October 11, 2004

"Violence is the last refuge of the incompetent."

--Isaac Asimov

It occured to me tonight as I studied for my American Lit I midterm that there are many who still operate under a common misconception about our relations with Native American tribes. Namely, most people think that we continually pushed Indians westward, then eastward, then into the grave as we settled North America simply because we wanted their land. These same people are under the impression that we couldn't have it while they were on it because settlers who tried that had a nasty habit of winding up scalpless.

These people would be wrong. And if you'll hold on for just a second, I will dramatically change paragraphs and tell you why.

Okay, you still with me? Good. The reason we couldn't suffer the Indians to stay put clearly had nothing to do with pretty fields or bloody heads. It was a matter of national pride. It was a matter of self-respect. It was a matter of no longer having to feel the pricks of the razor-edged, rapier wit of an "inferior" people.

In short, we couldn't take the zingers anymore.
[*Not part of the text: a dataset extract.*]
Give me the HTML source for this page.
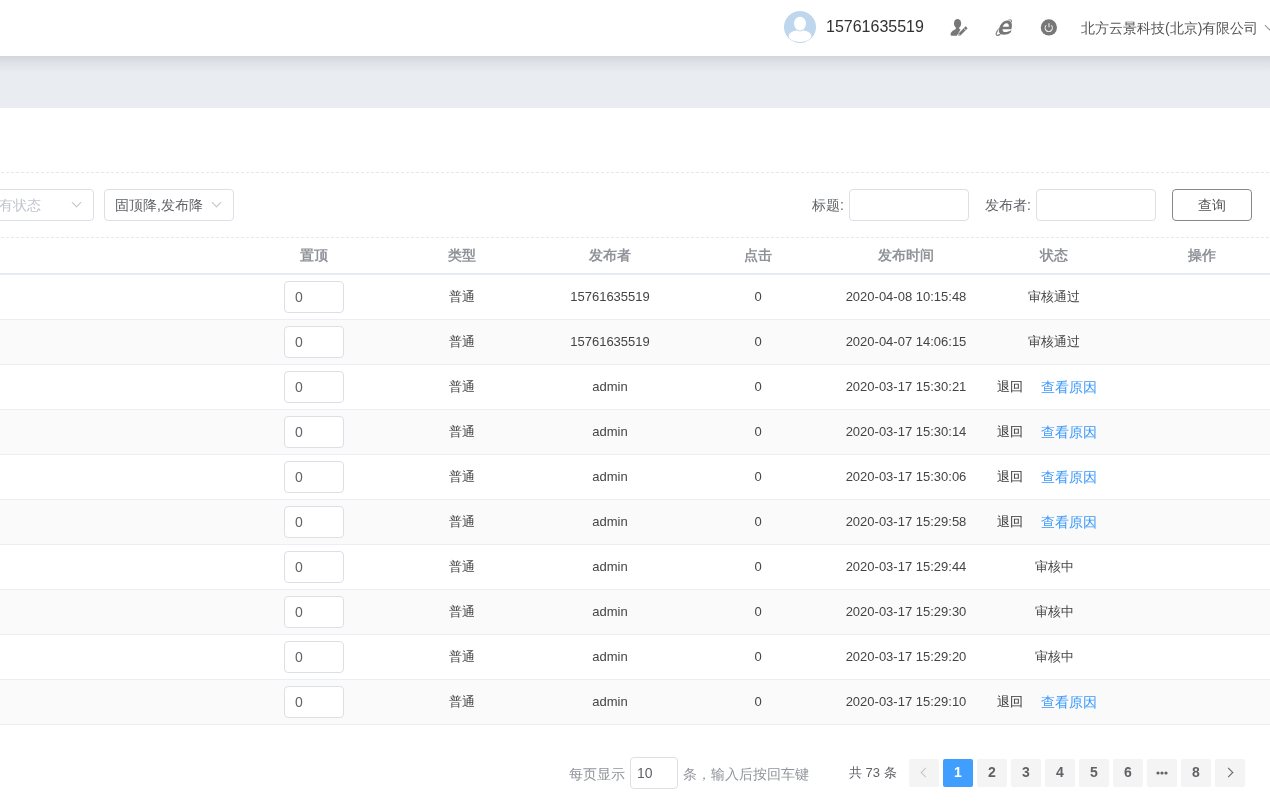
<!DOCTYPE html>
<html>
<head>
<meta charset="utf-8">
<style>
*{box-sizing:border-box;margin:0;padding:0}
html,body{width:1270px;height:802px;overflow:hidden;background:#fff}
body{font-family:"Liberation Sans",sans-serif;color:#606266;position:relative}
.abs{position:absolute}
#hdr{position:absolute;left:0;top:0;width:1270px;height:56px;background:#fff;z-index:2}
#band{position:absolute;left:0;top:56px;width:1270px;height:52px;background:linear-gradient(rgba(0,10,30,.1),rgba(0,10,30,.05) 6px,rgba(0,10,30,0) 16px),#e9edf2}
.dash{position:absolute;left:1px;width:1269px;height:1px;background:repeating-linear-gradient(90deg,#e6e8ee 0 3px,transparent 3px 5px)}
.sel{position:absolute;top:189px;height:32px;border:1px solid #dcdfe6;border-radius:4px;background:#fff;font-size:14px;line-height:30px}
.chev{position:absolute;width:7px;height:7px;border-right:1px solid #c0c4cc;border-bottom:1px solid #c0c4cc;transform:rotate(45deg)}
.inp{position:absolute;top:189px;height:32px;width:120px;border:1px solid #dcdfe6;border-radius:4px;background:#fff}
.lbl{position:absolute;top:189px;line-height:32px;font-size:14px;color:#606266}
.btn{position:absolute;left:1172px;top:189px;width:80px;height:32px;border:1px solid #888;border-radius:4px;font-size:14px;line-height:30px;text-align:center;color:#606266}
.th{position:absolute;top:237px;height:37px;line-height:37px;font-size:14px;font-weight:bold;color:#909399;text-align:center;width:148px}
.row{position:absolute;left:0;width:1270px;height:45px;border-bottom:1px solid #ebeef5}
.row.s{background:#fafafa}
.td{position:absolute;top:0;height:44px;line-height:44px;font-size:13px;color:#444;text-align:center;width:148px}
.ib{position:absolute;left:284px;top:6px;width:60px;height:32px;border:1px solid #dcdfe6;border-radius:4px;background:#fff;font-size:14px;line-height:30px;padding-left:10px;color:#606266}
.pg{position:absolute;top:759px;width:30px;height:28px;background:#f4f4f5;border-radius:2px;font-size:14px;font-weight:bold;line-height:26px;text-align:center;color:#606266}
.pg.a{background:#409eff;color:#fff}
.link{color:#3a98fb}
</style>
</head>
<body><div id="wrap" style="position:absolute;left:0;top:0;width:1270px;height:802px;will-change:transform">
<div id="hdr">
  <div class="abs" style="left:784px;top:11px;width:32px;height:32px;border-radius:50%;background:#bfd7ec;overflow:hidden">
    <svg width="32" height="32" viewBox="0 0 32 32"><ellipse cx="16" cy="25" rx="11.4" ry="6.1" fill="#fff"/><ellipse cx="16" cy="12.6" rx="6.9" ry="7.8" fill="#bfd7ec"/><ellipse cx="16" cy="12.6" rx="6" ry="6.9" fill="#fff"/></svg>
  </div>
  <div class="abs" style="left:826px;top:17px;font-size:16px;line-height:20px;color:#303133">15761635519</div>
  <svg class="abs" style="left:945px;top:15px" width="30" height="25" viewBox="0 0 30 25">
    <ellipse cx="12.55" cy="8.6" rx="3.6" ry="4.6" fill="#777"/>
    <path d="M11 12 L14 12 L14.3 13.8 Q14.8 14.3 15.6 14.5 L11.8 20.8 L6.6 20.8 Q5.4 20.7 5.5 19.3 Q5.9 16.2 10.6 14.3 Z" fill="#777"/>
    <g transform="rotate(-45 17.5 16.5)">
      <path d="M11.5 16.5 L13.6 15.1 L23.4 15.1 L23.4 17.9 L13.6 17.9 Z" fill="#777" stroke="#fff" stroke-width="0.9" paint-order="stroke"/>
      <path d="M11.5 16.5 L13.6 15.1 L13.6 17.9 Z" fill="#b5b5b5"/>
      <rect x="20.2" y="15.1" width="0.9" height="2.8" fill="#c8c8c8"/>
    </g>
  </svg>
  <svg class="abs" style="left:990px;top:15px" width="30" height="25" viewBox="0 0 30 25">
    <ellipse cx="13.8" cy="12.55" rx="10.5" ry="2.9" transform="rotate(-45.6 13.8 12.55)" fill="none" stroke="#808080" stroke-width="1"/>
    <g transform="translate(2.29 0) skewX(-10)">
    <path d="M21.9 15 L21.5 17.3 C20 19.1 17.7 19.8 14.8 19.8 C11.3 19.8 9.2 17.8 9.2 14.6 C9.2 9.6 12 5.6 15.8 5.6 C19.4 5.6 21.6 8 21.6 11.8 L21.6 14.2 Z" fill="#fff" stroke="#fff" stroke-width="0.8"/>
    <path fill-rule="evenodd" d="M21.9 15 L21.5 17.3 C20 19.1 17.7 19.8 14.8 19.8 C11.3 19.8 9.2 17.8 9.2 14.6 C9.2 9.6 12 5.6 15.8 5.6 C19.4 5.6 21.6 8 21.6 11.8 L21.6 14.2 L12.8 14.2 C13 16.1 14.3 17.1 16 17.1 C17.8 17.1 19.8 16.5 21.9 15 Z M12.6 11.8 L18.6 11.8 C18.5 9.6 17.4 8.3 15.7 8.3 C14.1 8.3 12.9 9.6 12.6 11.8 Z" fill="#777"/>
    </g>
  </svg>
  <svg class="abs" style="left:1035px;top:15px" width="30" height="25" viewBox="0 0 30 25">
    <circle cx="13.9" cy="12.4" r="8.1" fill="#777"/>
    <path d="M11.2 10.4 A3.6 3.6 0 1 0 16.3 10.4" fill="none" stroke="#eee" stroke-width="1.1"/>
    <path d="M14 8.2 L14 12.2" stroke="#e6e6e6" stroke-width="1.2"/>
  </svg>
  <div class="abs" style="left:1081px;top:18px;font-size:14px;line-height:20px;color:#555;white-space:nowrap">北方云景科技(北京)有限公司 <span style="display:inline-block;width:7px;height:7px;border-right:1px solid #909399;border-bottom:1px solid #909399;transform:rotate(45deg);position:relative;top:-4px;left:4px"></span></div>
</div>
<div id="band"></div>

<div class="dash" style="top:172px"></div>
<div class="dash" style="top:237px"></div>

<div class="sel" style="left:-36px;width:130px;color:#c0c4cc;padding-left:20px">所有状态<div class="chev" style="left:108px;top:9px"></div></div>
<div class="sel" style="left:104px;width:130px;color:#606266;padding-left:10px">固顶降,发布降<div class="chev" style="left:108px;top:9px"></div></div>

<div class="lbl" style="left:812px">标题:</div>
<div class="inp" style="left:849px"></div>
<div class="lbl" style="left:985px">发布者:</div>
<div class="inp" style="left:1036px"></div>
<div class="btn" style="color:#555">查询</div>

<div class="th" style="left:240px">置顶</div>
<div class="th" style="left:388px">类型</div>
<div class="th" style="left:536px">发布者</div>
<div class="th" style="left:684px">点击</div>
<div class="th" style="left:832px">发布时间</div>
<div class="th" style="left:980px">状态</div>
<div class="th" style="left:1128px">操作</div>
<div class="abs" style="left:0;top:273px;width:1270px;height:2px;background:#e6ebf5"></div>

<!--ROWS-->
<div class="row" style="top:275px"><div class="ib">0</div><div class="td" style="left:388px">普通</div><div class="td" style="left:536px">15761635519</div><div class="td" style="left:684px">0</div><div class="td" style="left:832px">2020-04-08 10:15:48</div><div class="td" style="left:980px">审核通过</div></div>
<div class="row s" style="top:320px"><div class="ib">0</div><div class="td" style="left:388px">普通</div><div class="td" style="left:536px">15761635519</div><div class="td" style="left:684px">0</div><div class="td" style="left:832px">2020-04-07 14:06:15</div><div class="td" style="left:980px">审核通过</div></div>
<div class="row" style="top:365px"><div class="ib">0</div><div class="td" style="left:388px">普通</div><div class="td" style="left:536px">admin</div><div class="td" style="left:684px">0</div><div class="td" style="left:832px">2020-03-17 15:30:21</div><div class="abs" style="left:997px;top:0;line-height:44px;font-size:13px;color:#333">退回</div><div class="abs link" style="left:1041px;top:0;line-height:44px;font-size:14px">查看原因</div></div>
<div class="row s" style="top:410px"><div class="ib">0</div><div class="td" style="left:388px">普通</div><div class="td" style="left:536px">admin</div><div class="td" style="left:684px">0</div><div class="td" style="left:832px">2020-03-17 15:30:14</div><div class="abs" style="left:997px;top:0;line-height:44px;font-size:13px;color:#333">退回</div><div class="abs link" style="left:1041px;top:0;line-height:44px;font-size:14px">查看原因</div></div>
<div class="row" style="top:455px"><div class="ib">0</div><div class="td" style="left:388px">普通</div><div class="td" style="left:536px">admin</div><div class="td" style="left:684px">0</div><div class="td" style="left:832px">2020-03-17 15:30:06</div><div class="abs" style="left:997px;top:0;line-height:44px;font-size:13px;color:#333">退回</div><div class="abs link" style="left:1041px;top:0;line-height:44px;font-size:14px">查看原因</div></div>
<div class="row s" style="top:500px"><div class="ib">0</div><div class="td" style="left:388px">普通</div><div class="td" style="left:536px">admin</div><div class="td" style="left:684px">0</div><div class="td" style="left:832px">2020-03-17 15:29:58</div><div class="abs" style="left:997px;top:0;line-height:44px;font-size:13px;color:#333">退回</div><div class="abs link" style="left:1041px;top:0;line-height:44px;font-size:14px">查看原因</div></div>
<div class="row" style="top:545px"><div class="ib">0</div><div class="td" style="left:388px">普通</div><div class="td" style="left:536px">admin</div><div class="td" style="left:684px">0</div><div class="td" style="left:832px">2020-03-17 15:29:44</div><div class="td" style="left:980px">审核中</div></div>
<div class="row s" style="top:590px"><div class="ib">0</div><div class="td" style="left:388px">普通</div><div class="td" style="left:536px">admin</div><div class="td" style="left:684px">0</div><div class="td" style="left:832px">2020-03-17 15:29:30</div><div class="td" style="left:980px">审核中</div></div>
<div class="row" style="top:635px"><div class="ib">0</div><div class="td" style="left:388px">普通</div><div class="td" style="left:536px">admin</div><div class="td" style="left:684px">0</div><div class="td" style="left:832px">2020-03-17 15:29:20</div><div class="td" style="left:980px">审核中</div></div>
<div class="row s" style="top:680px"><div class="ib">0</div><div class="td" style="left:388px">普通</div><div class="td" style="left:536px">admin</div><div class="td" style="left:684px">0</div><div class="td" style="left:832px">2020-03-17 15:29:10</div><div class="abs" style="left:997px;top:0;line-height:44px;font-size:13px;color:#333">退回</div><div class="abs link" style="left:1041px;top:0;line-height:44px;font-size:14px">查看原因</div></div>
<!--/ROWS-->

<div class="abs" style="left:569px;top:758px;line-height:32px;font-size:14px;color:#909399">每页显示</div>
<div class="abs" style="left:630px;top:757px;width:48px;height:32px;border:1px solid #dcdfe6;border-radius:4px;font-size:14px;line-height:31px;padding-left:6px;color:#606266">10</div>
<div class="abs" style="left:683px;top:758px;line-height:32px;font-size:14px;color:#909399">条，输入后按回车键</div>
<div class="abs" style="left:849px;top:757px;line-height:31px;font-size:13px;color:#606266">共 73 条</div>

<div class="pg" style="left:909px"><div class="abs" style="left:13px;top:10px;width:7px;height:7px;border-left:1px solid #c0c4cc;border-bottom:1px solid #c0c4cc;transform:rotate(45deg)"></div></div>
<div class="pg a" style="left:943px">1</div>
<div class="pg" style="left:977px">2</div>
<div class="pg" style="left:1011px">3</div>
<div class="pg" style="left:1045px">4</div>
<div class="pg" style="left:1079px">5</div>
<div class="pg" style="left:1113px">6</div>
<div class="pg" style="left:1147px"><svg class="abs" style="left:9px;top:12px" width="12" height="4"><circle cx="2" cy="2" r="1.6" fill="#606266"/><circle cx="6" cy="2" r="1.6" fill="#606266"/><circle cx="10" cy="2" r="1.6" fill="#606266"/></svg></div>
<div class="pg" style="left:1181px">8</div>
<div class="pg" style="left:1215px"><div class="abs" style="left:10px;top:10px;width:7px;height:7px;border-right:1px solid #606266;border-top:1px solid #606266;transform:rotate(45deg)"></div></div>
</div></body>
</html>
I had to read some Native American oratory and one speech in particular made me cringe, separated though I am by two hundred years and half a continent. I give you (and don't worry, it's pretty short):

The Speech of Red Jacket - Having lived as an MK for the lion's share of my life to date, I couldn't help but empathize with the targets of this speech (missionaries asking for permission to set up a mission among his people). In fact, I'm almost positive that one of my first thoughts was, "Ha! Sucks to be them!"

Brother! This council fire was kindled by you. It was at your request that we came together at this time. We have listened with attention to what you have said. You have requested us to speak our minds freely. This gives us great joy, for we now consider that we stand upright before you, and can speak what we think. All have heard your voice and all speak to you as one man. Our minds are agreed.

Brother! Our seats were once large, and yours were very small. You have now become a great people, and we have scarcely a place left to spread our blankets. You have got our country, but you are not satisfied. You want to force your religion upon us.

Brother! Continue to listen. You say that you are sent to instruct us how to worship the Great Spirit agreeably to his mind; and if we do not take hold of the religion which you white people teach we shall be unhappy hereafter. You say that you are right, and we are lost. How do you know this to be true? We understand that your religion is written in a book. If it was intended for us as well as for you, why has not the Great Spirit given it to us; and not only to us, but why did he not give to our forefathers the knowledge of that book, with the means of understanding it rightly? We only know what you tell us about it. How shall we know when to believe, being so often deceived by the white people?

Brother! You say there is but one way to worship and serve the Great Spirit. If there is but one religion, why do you white people differ so much about it? Why not all agreed, as you can all read the book?

Brother! We do not understand these things. We are told that your religion was given to your forefathers and has been handed down, father to son. We also have a religion which was given to our forefathers, and has been handed down to us, their children. We worship that way. It teaches us to be thankful for all the favors we received, to love each other, and to be united. We never quarrel about religion.

Brother! The Great Spirit has made us all. But he has made a great difference between his white and red children. He has given us a different complexion and different customs. To you he has given the arts; to these he has not opened our eyes. We know these things to be true. Since he has made so great a difference between us in other things, why may not we conclude that he has given us a different religion, according to our understanding? The Great Spirit does right. He knows what is best for his children. We are satisfied.

Brother! We do not wish to destroy your religion, or to take it from you. We only want to enjoy our own.

Brother! We are told that you have been preaching to the white people in this place. These people are our neighbors. We are acquainted with them. We will wait a little while, and see what effect your preaching has upon them. If we find it does them good and makes them honest and less disposed to cheat Indians, we will then consider again what you have said.

Ouch. I mean . . . what do you . . . can you . . . even say to that? Nothing!

1)Hang head, 2)Tuck tail between legs, and 3)Go home. And take the other whites with you. You lose.

Or . . .

Well, you could just . . .

*whispers* Kill them . . .

Y'know, it just flat-out sucks that the intellectual victory is never really enough. Might doesn't make right . . . But then, it doesn't need to.

Put that in your peace pipe and smoke it.